Si giunge finalmente all’ultimo capitolo, quello dedicato alla riemersione: dalla narrazione memoriale, da un lato, e dal disturbo di cui soffre la narratrice, esplicitato solo nel finale, dall’altro. Si tratta di un blocco della scrittrice che le impedisce di dedicarsi alla sua attività d’elezione e che sembra essere legato a una certa forma di depersonalizzazione, sviluppata come risposta alla sofferenza e ai traumi affettivi subiti da bambina. Poco importa se le vicende che li hanno causati possano dirsi reali o se, come suggerisce la stessa narratrice, possano essere stati reinterpretati dal lavorio della sua memoria, perché in ogni caso è così che lei le ha vissute e interiorizzate. Infine la narratrice riesce a riconnettersi con se stessa proprio grazie all’operazione di reinterpretazione del proprio passato, ovvero grazie alla decisione di far riemergere un dolore tanto a lungo soffocato nella forma dell’allontanamento da se stessa, un dolore che sempre «rimane nella nostra coscienza come una bolla d’aria con l’interno intatto, in attesa di essere evocato o, nel migliore dei casi, tirato fuori» (p. 105). Nel finale, per la protagonista la liberazione sostituisce la rassegnazione di fronte all’impossibilità di disabitare il proprio corpo, e nel segno di questa libertà emotiva e fisica insieme si chiude la narrazione, sempre condotta assecondando uno stile sobrio e lineare, lessicalmente preciso e mai scontato.

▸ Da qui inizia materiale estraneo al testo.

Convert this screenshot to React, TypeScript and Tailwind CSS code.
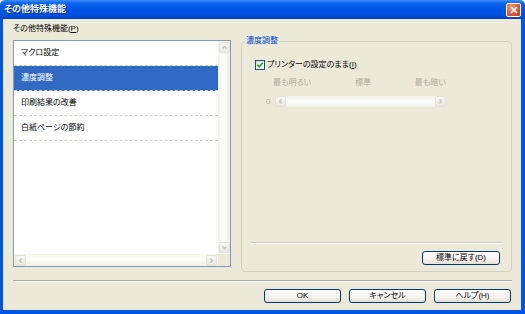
import React from "react";

type Dir = "up" | "down" | "left" | "right";

const Chevron = ({ dir }: { dir: Dir }) => {
  const paths: Record<Dir, string> = {
    up: "M1.5 4.5 L3.5 2.5 L5.5 4.5",
    down: "M1.5 2.5 L3.5 4.5 L5.5 2.5",
    left: "M4.5 1.5 L2.5 3.5 L4.5 5.5",
    right: "M2.5 1.5 L4.5 3.5 L2.5 5.5",
  };
  return (
    <svg width="7" height="7" viewBox="0 0 7 7">
      <path d={paths[dir]} fill="none" stroke="#C2C0B3" strokeWidth="1.3" />
    </svg>
  );
};

const ArrowBtn = ({ dir }: { dir: Dir }) => (
  <div className="w-[11px] h-[11px] rounded-[2px] border border-[#E3E1D7] bg-[linear-gradient(to_bottom,#F7F6F2,#EAE8DF)] flex items-center justify-center shrink-0">
    <Chevron dir={dir} />
  </div>
);

const XpButton = ({ label, w }: { label: string; w: string }) => (
  <div
    className={`${w} h-[14px] rounded-[3px] border border-[#003C74] bg-[linear-gradient(to_bottom,#FFFFFF,#F5F4EF_55%,#E3DFD3)] flex items-center justify-center text-[8px] leading-none text-black`}
  >
    {label}
  </div>
);

const rows = ["マクロ設定", "濃度調整", "印刷結果の改善", "白紙ページの節約"];

export default function App() {
  return (
    <div className="w-[525px] h-[314px] flex flex-col font-['Liberation_Sans','Noto_Sans_CJK_JP',sans-serif] [font-feature-settings:'palt'] select-none">
      {/* Title bar */}
      <div className="h-[19px] shrink-0 flex items-center justify-between pl-[4px] pr-[4px] rounded-t-[5px] bg-[linear-gradient(to_bottom,#3E8EF8_0%,#0A62EC_18%,#0055E5_50%,#0052DE_80%,#003FC2_100%)]">
        <span className="text-white font-bold text-[9px] leading-none [text-shadow:1px_1px_0_#0A2C8A]">
          その他特殊機能
        </span>
        <div className="w-[15px] h-[14px] rounded-[2px] border border-white bg-[radial-gradient(circle_at_35%_30%,#F09B7E,#E0532C_60%,#C43B16)] flex items-center justify-center">
          <svg width="8" height="8" viewBox="0 0 8 8">
            <path d="M1 1 L7 7 M7 1 L1 7" stroke="white" strokeWidth="1.6" />
          </svg>
        </div>
      </div>

      {/* Body */}
      <div className="flex-1 flex flex-col bg-[#ECE9D8] border-l-[3px] border-r-[4px] border-b-[4px] border-[#0055E5] pl-[10px] pr-[9px]">
        <div className="flex gap-[10px]">
          {/* Left column */}
          <div className="w-[218px] flex flex-col pt-[4px]">
            <div className="h-[12px] leading-[12px] text-[8px] text-black">その他特殊機能(<span className="underline">P</span>)</div>
            <div className="mt-[5px] h-[227px] border border-[#7F9DB9] bg-white flex flex-col">
              <div className="flex-1 flex min-h-0">
                <div className="flex-1 flex flex-col">
                  {rows.map((r, i) => (
                    <div
                      key={r}
                      className={`h-[25px] flex items-center pl-[7px] text-[8px] border-b border-dashed border-[#D4D1C6] ${
                        i === 1 ? "bg-[#316AC5] text-white" : "text-black"
                      }`}
                    >
                      {r}
                    </div>
                  ))}
                </div>
                <div className="w-[12px] flex flex-col items-center justify-between py-[1px] bg-[linear-gradient(to_right,#F3F2EC,#FDFDFB_45%,#EFEEE7)]">
                  <ArrowBtn dir="up" />
                  <ArrowBtn dir="down" />
                </div>
              </div>
              <div className="h-[12px] flex">
                <div className="flex-1 flex items-center justify-between px-[1px] bg-[linear-gradient(to_bottom,#F3F2EC,#FDFDFB_45%,#EFEEE7)]">
                  <ArrowBtn dir="left" />
                  <ArrowBtn dir="right" />
                </div>
                <div className="w-[12px] bg-[#ECE9D8]" />
              </div>
            </div>
          </div>

          {/* Right group box */}
          <fieldset className="mt-[16px] w-[271px] h-[237px] border border-[#D0D0BF] rounded-[4px] pl-[3px] pr-0 pb-0 m-0 min-w-0">
            <legend className="px-[1px] text-[8px] leading-[12px] text-[#0046D5]">濃度調整</legend>
            <div className="flex flex-col h-[224px] -ml-[3px]">
              <div className="mt-[13px] ml-[13px] flex items-center h-[10px]">
                <div className="w-[10px] h-[10px] border border-[#1C5180] bg-[linear-gradient(135deg,#DCDCD7,#FFFFFF)] flex items-center justify-center">
                  <svg width="8" height="8" viewBox="0 0 8 8">
                    <path d="M1.3 3.8 L3.2 5.8 L6.8 1.8" fill="none" stroke="#21A121" strokeWidth="1.6" />
                  </svg>
                </div>
                <span className="ml-[2px] text-[8px] text-black leading-none">
                  プリンターの設定のまま(<span className="underline">I</span>)
                </span>
              </div>
              <div className="mt-[8px] ml-[31px] w-[173px] flex justify-between text-[8px] leading-[10px] text-[#ACA899]">
                <span>最も明るい</span>
                <span>標準</span>
                <span>最も暗い</span>
              </div>
              <div className="mt-[8px] ml-[24px] flex items-center">
                <span className="w-[9px] text-[8px] leading-none text-[#ACA899]">0</span>
                <div className="w-[171px] h-[11px] flex items-center justify-between bg-[linear-gradient(to_bottom,#F3F2EC,#FDFDFB_45%,#EFEEE7)]">
                  <ArrowBtn dir="left" />
                  <ArrowBtn dir="right" />
                </div>
              </div>
              <div className="flex-1" />
              <div className="mx-[8px] h-[2px] border-t border-[#D0CDBD] border-b border-b-white" />
              <div className="mt-[7px] mb-[6px] mr-[11px] flex justify-end">
                <XpButton label="標準に戻す(D)" w="w-[78px]" />
              </div>
            </div>
          </fieldset>
        </div>

        {/* Separator */}
        <div className="mt-[8px] h-[2px] border-t border-[#ACA899] border-b border-b-white" />

        {/* Buttons */}
        <div className="mt-[7px] flex justify-end gap-[8px] pr-[1px]">
          <XpButton label="OK" w="w-[77px]" />
          <XpButton label="キャンセル" w="w-[77px]" />
          <XpButton label="ヘルプ(H)" w="w-[77px]" />
        </div>
      </div>
    </div>
  );
}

Così, anche in quest’occasione Guadalupe Nettel riesce a offrire ai suoi lettori una rappresentazione autentica di tematiche tanto universalmente diffuse quanto difficili da trattare senza scadere nel rischio della semplificazione o dell’enfasi. Al contrario, Il corpo in cui sono nata è un’immersione integrale nel magma denso della sensibilità infantile: non è facile uscirne senza aver riportato qualche ferita, ma compierla vale sempre lo scotto da pagare.


G. Nettel, Il corpo in cui sono nata, Roma, La Nuova Frontiera, 2021, 192 pp., € 16,90.